What you are asked to do: Copy out every line containing the word "this".

Provided material:
start
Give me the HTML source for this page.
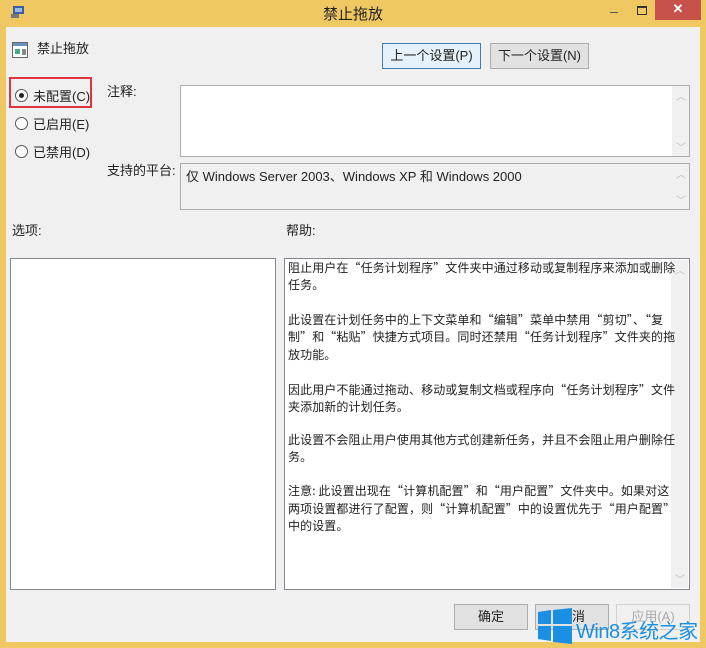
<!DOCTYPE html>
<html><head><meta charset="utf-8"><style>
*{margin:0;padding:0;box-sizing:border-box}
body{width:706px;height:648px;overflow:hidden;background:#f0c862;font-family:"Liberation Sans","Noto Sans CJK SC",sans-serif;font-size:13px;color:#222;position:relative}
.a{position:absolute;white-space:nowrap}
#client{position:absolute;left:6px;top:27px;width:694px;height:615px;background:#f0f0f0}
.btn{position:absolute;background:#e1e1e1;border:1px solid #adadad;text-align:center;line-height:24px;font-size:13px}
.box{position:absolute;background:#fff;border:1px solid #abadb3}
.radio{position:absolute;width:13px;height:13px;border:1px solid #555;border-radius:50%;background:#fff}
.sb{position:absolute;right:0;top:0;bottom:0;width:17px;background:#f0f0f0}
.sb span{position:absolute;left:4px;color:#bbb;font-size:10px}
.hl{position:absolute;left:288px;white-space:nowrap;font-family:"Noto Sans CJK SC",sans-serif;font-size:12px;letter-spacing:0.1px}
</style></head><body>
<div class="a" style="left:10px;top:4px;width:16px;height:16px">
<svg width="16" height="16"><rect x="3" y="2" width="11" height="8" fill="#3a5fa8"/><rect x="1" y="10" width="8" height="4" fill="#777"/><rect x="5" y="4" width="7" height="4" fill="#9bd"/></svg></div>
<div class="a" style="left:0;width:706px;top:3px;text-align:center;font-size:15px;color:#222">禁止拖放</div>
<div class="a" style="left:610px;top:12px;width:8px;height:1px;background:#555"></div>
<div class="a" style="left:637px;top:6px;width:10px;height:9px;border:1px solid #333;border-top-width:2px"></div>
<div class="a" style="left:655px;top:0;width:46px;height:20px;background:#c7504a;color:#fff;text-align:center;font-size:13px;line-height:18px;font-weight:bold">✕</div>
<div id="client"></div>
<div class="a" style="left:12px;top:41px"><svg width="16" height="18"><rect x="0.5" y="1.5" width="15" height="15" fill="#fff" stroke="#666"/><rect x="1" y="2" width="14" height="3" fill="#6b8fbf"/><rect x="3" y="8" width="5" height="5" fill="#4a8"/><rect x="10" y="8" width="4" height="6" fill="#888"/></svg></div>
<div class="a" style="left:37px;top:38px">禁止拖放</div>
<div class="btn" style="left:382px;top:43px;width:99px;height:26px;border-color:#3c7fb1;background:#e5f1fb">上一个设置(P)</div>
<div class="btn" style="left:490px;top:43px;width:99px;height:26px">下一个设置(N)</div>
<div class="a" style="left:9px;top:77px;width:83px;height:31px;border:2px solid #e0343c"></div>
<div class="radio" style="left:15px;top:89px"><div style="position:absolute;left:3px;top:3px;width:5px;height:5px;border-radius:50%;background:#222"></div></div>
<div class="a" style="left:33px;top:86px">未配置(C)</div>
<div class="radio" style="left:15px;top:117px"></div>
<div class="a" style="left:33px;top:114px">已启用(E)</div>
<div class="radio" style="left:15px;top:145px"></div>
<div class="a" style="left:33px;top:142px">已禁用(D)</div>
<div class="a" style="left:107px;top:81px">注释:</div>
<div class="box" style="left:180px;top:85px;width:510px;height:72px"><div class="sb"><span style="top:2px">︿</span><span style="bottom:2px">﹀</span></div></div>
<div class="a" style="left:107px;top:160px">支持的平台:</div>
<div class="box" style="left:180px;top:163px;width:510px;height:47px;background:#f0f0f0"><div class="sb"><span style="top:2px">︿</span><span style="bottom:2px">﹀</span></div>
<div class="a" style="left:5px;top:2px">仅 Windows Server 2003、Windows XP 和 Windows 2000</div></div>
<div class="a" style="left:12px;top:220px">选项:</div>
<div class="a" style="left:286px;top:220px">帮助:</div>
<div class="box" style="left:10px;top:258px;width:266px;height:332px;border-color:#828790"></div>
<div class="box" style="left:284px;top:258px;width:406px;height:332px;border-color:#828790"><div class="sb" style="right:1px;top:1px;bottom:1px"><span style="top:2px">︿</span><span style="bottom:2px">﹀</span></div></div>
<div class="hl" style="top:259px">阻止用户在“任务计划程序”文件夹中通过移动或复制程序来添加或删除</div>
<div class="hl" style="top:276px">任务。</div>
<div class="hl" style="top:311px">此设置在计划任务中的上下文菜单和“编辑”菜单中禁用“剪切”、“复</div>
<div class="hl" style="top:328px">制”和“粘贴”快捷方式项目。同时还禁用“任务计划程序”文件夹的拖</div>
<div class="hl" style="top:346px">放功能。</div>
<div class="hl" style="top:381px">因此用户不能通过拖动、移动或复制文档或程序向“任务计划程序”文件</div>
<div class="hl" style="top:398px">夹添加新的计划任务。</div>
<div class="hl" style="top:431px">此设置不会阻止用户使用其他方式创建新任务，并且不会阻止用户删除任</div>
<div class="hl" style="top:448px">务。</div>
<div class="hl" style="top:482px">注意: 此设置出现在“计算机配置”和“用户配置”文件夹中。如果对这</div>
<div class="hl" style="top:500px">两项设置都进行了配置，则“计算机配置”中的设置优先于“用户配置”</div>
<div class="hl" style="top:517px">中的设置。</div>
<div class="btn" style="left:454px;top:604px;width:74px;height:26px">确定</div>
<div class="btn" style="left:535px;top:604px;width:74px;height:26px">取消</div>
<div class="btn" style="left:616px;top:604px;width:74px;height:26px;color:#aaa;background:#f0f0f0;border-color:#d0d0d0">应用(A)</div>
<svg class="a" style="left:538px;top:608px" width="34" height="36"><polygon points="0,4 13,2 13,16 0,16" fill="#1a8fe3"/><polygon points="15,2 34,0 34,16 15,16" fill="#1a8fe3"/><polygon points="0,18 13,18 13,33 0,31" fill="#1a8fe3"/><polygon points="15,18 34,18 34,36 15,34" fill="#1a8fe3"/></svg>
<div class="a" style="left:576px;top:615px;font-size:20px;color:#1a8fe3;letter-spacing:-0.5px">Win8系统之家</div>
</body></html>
end
start
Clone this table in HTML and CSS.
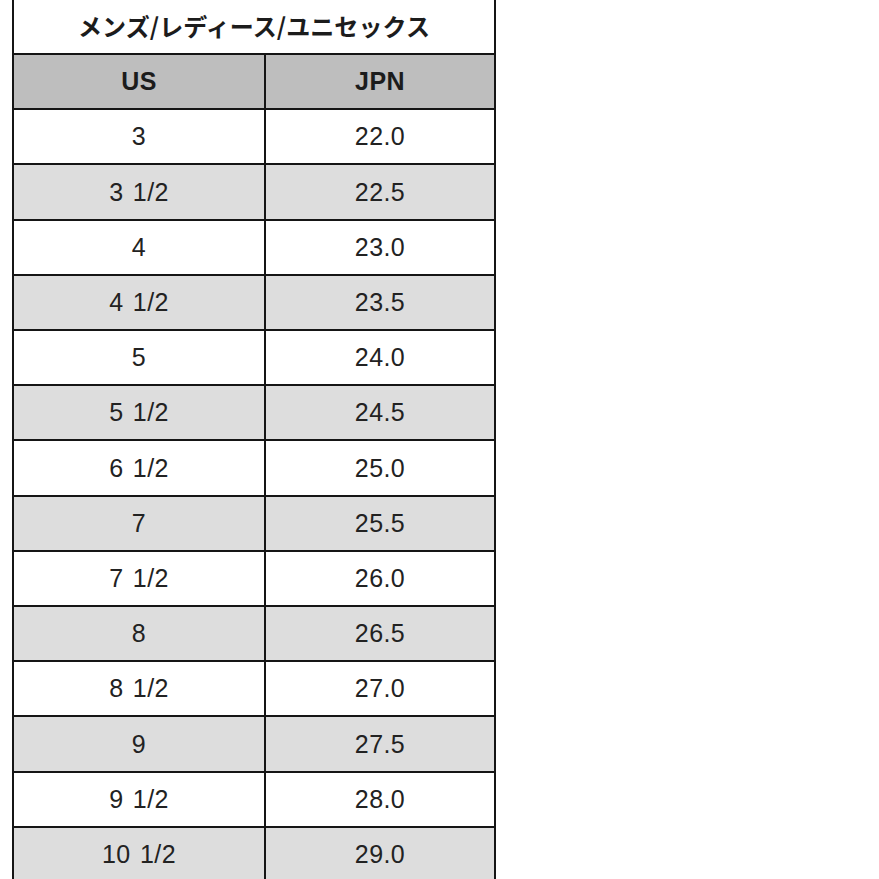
end
start
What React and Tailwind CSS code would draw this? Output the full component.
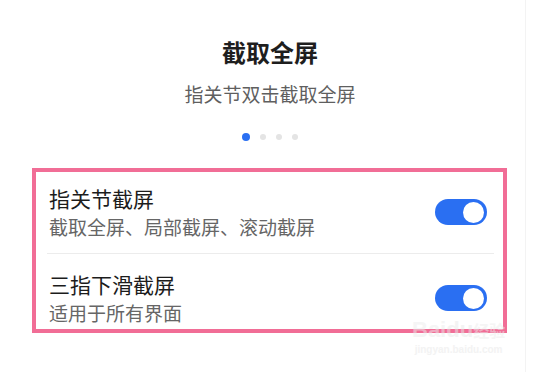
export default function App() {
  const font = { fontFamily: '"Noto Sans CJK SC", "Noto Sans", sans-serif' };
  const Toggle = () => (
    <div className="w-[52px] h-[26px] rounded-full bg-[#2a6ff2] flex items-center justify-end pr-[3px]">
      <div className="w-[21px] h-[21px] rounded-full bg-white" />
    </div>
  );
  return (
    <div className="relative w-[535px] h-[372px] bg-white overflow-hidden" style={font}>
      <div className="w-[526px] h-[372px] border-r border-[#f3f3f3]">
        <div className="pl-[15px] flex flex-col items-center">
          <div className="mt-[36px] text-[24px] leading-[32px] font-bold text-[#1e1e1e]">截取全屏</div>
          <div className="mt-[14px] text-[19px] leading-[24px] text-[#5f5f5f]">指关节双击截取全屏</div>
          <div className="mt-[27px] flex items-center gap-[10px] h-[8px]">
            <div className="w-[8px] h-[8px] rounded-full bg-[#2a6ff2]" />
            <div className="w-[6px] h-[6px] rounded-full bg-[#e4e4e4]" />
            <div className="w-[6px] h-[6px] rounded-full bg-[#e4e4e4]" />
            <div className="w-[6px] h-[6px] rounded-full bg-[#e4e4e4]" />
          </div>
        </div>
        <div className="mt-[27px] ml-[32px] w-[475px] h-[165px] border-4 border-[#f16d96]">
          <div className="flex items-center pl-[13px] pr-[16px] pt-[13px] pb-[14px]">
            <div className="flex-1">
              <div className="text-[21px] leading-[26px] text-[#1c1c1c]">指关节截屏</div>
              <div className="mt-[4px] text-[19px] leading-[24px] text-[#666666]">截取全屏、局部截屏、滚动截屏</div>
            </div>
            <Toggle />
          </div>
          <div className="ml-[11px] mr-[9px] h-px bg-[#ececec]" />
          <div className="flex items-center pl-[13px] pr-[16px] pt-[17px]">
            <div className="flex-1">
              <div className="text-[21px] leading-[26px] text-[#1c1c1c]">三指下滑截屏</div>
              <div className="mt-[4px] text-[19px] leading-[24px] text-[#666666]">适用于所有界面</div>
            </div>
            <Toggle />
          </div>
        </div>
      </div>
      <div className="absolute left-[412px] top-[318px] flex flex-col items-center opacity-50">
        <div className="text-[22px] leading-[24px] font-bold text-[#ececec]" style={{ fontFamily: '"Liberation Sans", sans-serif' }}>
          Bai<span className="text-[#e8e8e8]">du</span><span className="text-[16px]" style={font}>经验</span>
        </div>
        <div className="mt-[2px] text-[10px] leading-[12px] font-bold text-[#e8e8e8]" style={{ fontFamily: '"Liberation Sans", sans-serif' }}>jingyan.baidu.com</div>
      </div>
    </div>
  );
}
end
Answer for the task:
Give me the HTML source for this page.
Clone this table in HTML and CSS.
What React and Tailwind CSS code would draw this? Output the full component.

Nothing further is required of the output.